**EXERCISE AIM**
Can you transcribe every line exactly and leave the pictures behind?

**SUPPLIED RECORDS**
=====
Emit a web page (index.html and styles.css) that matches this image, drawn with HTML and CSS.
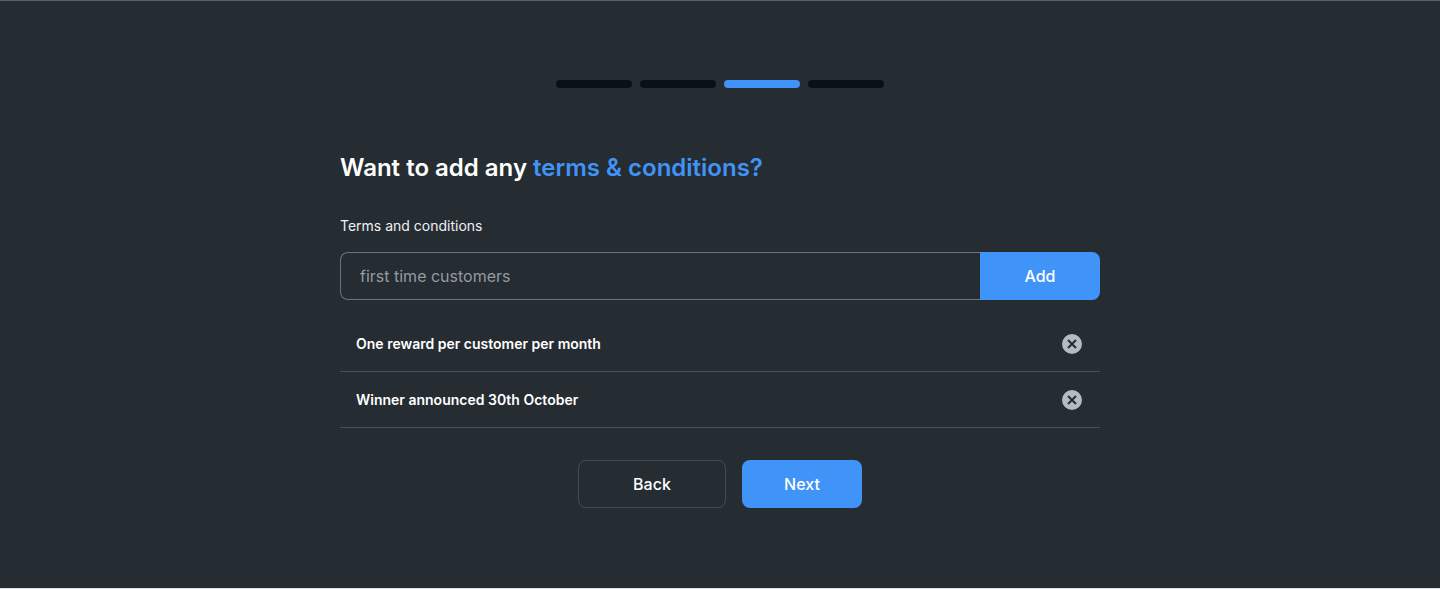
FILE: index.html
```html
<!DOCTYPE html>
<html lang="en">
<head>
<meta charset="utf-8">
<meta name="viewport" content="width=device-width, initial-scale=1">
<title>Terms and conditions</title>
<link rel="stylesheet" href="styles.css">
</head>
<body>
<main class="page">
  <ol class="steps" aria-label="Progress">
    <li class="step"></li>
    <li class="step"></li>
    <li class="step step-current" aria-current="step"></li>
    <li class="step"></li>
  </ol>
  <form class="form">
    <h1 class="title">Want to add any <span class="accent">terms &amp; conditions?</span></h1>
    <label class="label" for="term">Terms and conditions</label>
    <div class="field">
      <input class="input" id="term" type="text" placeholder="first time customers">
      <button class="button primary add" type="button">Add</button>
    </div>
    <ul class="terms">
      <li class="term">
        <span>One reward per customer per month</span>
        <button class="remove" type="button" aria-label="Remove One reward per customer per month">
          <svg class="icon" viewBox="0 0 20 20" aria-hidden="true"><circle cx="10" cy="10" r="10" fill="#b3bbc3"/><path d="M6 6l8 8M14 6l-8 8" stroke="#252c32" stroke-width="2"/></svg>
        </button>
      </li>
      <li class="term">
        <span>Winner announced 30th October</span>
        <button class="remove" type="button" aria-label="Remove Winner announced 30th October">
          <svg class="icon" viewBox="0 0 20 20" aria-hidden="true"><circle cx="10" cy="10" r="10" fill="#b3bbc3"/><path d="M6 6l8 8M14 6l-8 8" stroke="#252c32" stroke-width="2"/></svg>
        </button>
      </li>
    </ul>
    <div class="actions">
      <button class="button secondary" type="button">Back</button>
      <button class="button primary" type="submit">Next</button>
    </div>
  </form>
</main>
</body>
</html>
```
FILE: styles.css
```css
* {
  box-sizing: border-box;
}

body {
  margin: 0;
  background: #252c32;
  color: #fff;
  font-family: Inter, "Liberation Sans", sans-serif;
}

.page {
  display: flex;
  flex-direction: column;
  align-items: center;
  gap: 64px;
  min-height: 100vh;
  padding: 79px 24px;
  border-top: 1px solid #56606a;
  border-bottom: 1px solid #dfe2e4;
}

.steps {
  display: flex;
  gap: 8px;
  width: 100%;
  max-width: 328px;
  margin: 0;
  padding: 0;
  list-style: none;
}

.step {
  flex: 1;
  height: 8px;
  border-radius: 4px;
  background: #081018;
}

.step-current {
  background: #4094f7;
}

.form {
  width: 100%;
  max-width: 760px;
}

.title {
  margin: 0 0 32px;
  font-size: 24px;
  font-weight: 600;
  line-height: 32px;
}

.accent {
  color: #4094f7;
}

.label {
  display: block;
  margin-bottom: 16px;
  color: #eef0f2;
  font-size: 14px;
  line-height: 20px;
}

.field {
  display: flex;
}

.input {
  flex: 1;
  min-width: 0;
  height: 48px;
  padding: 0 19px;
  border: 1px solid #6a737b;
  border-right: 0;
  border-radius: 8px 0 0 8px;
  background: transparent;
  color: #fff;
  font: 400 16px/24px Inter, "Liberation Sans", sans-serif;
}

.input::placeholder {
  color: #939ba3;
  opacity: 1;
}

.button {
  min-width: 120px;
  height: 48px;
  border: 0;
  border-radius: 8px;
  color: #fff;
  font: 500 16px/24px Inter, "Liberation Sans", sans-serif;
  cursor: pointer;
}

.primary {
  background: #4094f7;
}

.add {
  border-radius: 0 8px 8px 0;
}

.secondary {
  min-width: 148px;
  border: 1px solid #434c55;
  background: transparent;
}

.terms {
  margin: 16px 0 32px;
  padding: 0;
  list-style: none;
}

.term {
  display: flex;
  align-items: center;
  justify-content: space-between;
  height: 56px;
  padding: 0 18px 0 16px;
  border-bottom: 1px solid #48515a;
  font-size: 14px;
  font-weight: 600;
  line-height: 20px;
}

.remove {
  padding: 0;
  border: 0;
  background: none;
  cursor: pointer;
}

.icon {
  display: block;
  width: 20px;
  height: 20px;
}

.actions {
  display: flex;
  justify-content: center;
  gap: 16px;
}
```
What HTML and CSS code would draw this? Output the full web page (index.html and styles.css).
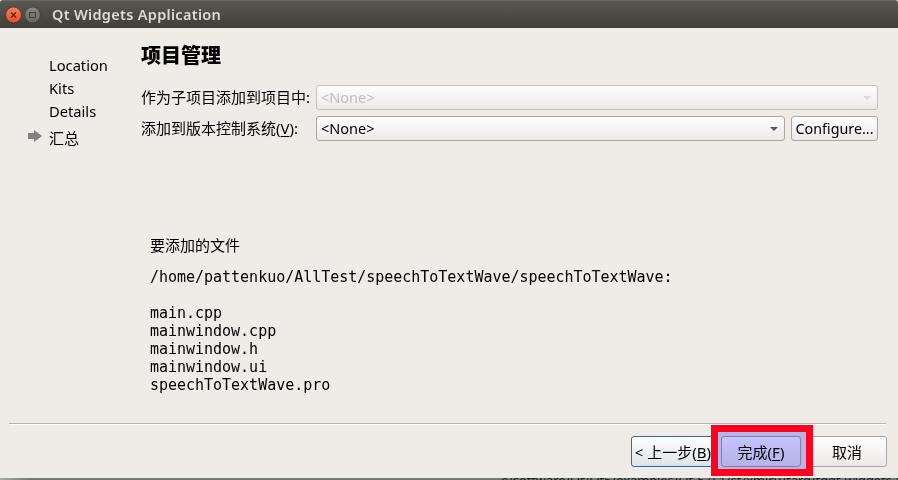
=====
**ANSWER TO THIS EXERCISE**
Emit a web page (index.html and styles.css) that matches this image, drawn with HTML and CSS.
FILE: index.html
```html
<!DOCTYPE html>
<html lang="en">
<head>
<meta charset="utf-8">
<meta name="viewport" content="width=device-width, initial-scale=1">
<title>Terms and conditions</title>
<link rel="stylesheet" href="styles.css">
</head>
<body>
<main class="page">
  <ol class="steps" aria-label="Progress">
    <li class="step"></li>
    <li class="step"></li>
    <li class="step step-current" aria-current="step"></li>
    <li class="step"></li>
  </ol>
  <form class="form">
    <h1 class="title">Want to add any <span class="accent">terms &amp; conditions?</span></h1>
    <label class="label" for="term">Terms and conditions</label>
    <div class="field">
      <input class="input" id="term" type="text" placeholder="first time customers">
      <button class="button primary add" type="button">Add</button>
    </div>
    <ul class="terms">
      <li class="term">
        <span>One reward per customer per month</span>
        <button class="remove" type="button" aria-label="Remove One reward per customer per month">
          <svg class="icon" viewBox="0 0 20 20" aria-hidden="true"><circle cx="10" cy="10" r="10" fill="#b3bbc3"/><path d="M6 6l8 8M14 6l-8 8" stroke="#252c32" stroke-width="2"/></svg>
        </button>
      </li>
      <li class="term">
        <span>Winner announced 30th October</span>
        <button class="remove" type="button" aria-label="Remove Winner announced 30th October">
          <svg class="icon" viewBox="0 0 20 20" aria-hidden="true"><circle cx="10" cy="10" r="10" fill="#b3bbc3"/><path d="M6 6l8 8M14 6l-8 8" stroke="#252c32" stroke-width="2"/></svg>
        </button>
      </li>
    </ul>
    <div class="actions">
      <button class="button secondary" type="button">Back</button>
      <button class="button primary" type="submit">Next</button>
    </div>
  </form>
</main>
</body>
</html>
```
FILE: styles.css
```css
* {
  box-sizing: border-box;
}

body {
  margin: 0;
  background: #252c32;
  color: #fff;
  font-family: Inter, "Liberation Sans", sans-serif;
}

.page {
  display: flex;
  flex-direction: column;
  align-items: center;
  gap: 64px;
  min-height: 100vh;
  padding: 79px 24px;
  border-top: 1px solid #56606a;
  border-bottom: 1px solid #dfe2e4;
}

.steps {
  display: flex;
  gap: 8px;
  width: 100%;
  max-width: 328px;
  margin: 0;
  padding: 0;
  list-style: none;
}

.step {
  flex: 1;
  height: 8px;
  border-radius: 4px;
  background: #081018;
}

.step-current {
  background: #4094f7;
}

.form {
  width: 100%;
  max-width: 760px;
}

.title {
  margin: 0 0 32px;
  font-size: 24px;
  font-weight: 600;
  line-height: 32px;
}

.accent {
  color: #4094f7;
}

.label {
  display: block;
  margin-bottom: 16px;
  color: #eef0f2;
  font-size: 14px;
  line-height: 20px;
}

.field {
  display: flex;
}

.input {
  flex: 1;
  min-width: 0;
  height: 48px;
  padding: 0 19px;
  border: 1px solid #6a737b;
  border-right: 0;
  border-radius: 8px 0 0 8px;
  background: transparent;
  color: #fff;
  font: 400 16px/24px Inter, "Liberation Sans", sans-serif;
}

.input::placeholder {
  color: #939ba3;
  opacity: 1;
}

.button {
  min-width: 120px;
  height: 48px;
  border: 0;
  border-radius: 8px;
  color: #fff;
  font: 500 16px/24px Inter, "Liberation Sans", sans-serif;
  cursor: pointer;
}

.primary {
  background: #4094f7;
}

.add {
  border-radius: 0 8px 8px 0;
}

.secondary {
  min-width: 148px;
  border: 1px solid #434c55;
  background: transparent;
}

.terms {
  margin: 16px 0 32px;
  padding: 0;
  list-style: none;
}

.term {
  display: flex;
  align-items: center;
  justify-content: space-between;
  height: 56px;
  padding: 0 18px 0 16px;
  border-bottom: 1px solid #48515a;
  font-size: 14px;
  font-weight: 600;
  line-height: 20px;
}

.remove {
  padding: 0;
  border: 0;
  background: none;
  cursor: pointer;
}

.icon {
  display: block;
  width: 20px;
  height: 20px;
}

.actions {
  display: flex;
  justify-content: center;
  gap: 16px;
}
```
What HTML and CSS code would draw this? Output the full web page (index.html and styles.css).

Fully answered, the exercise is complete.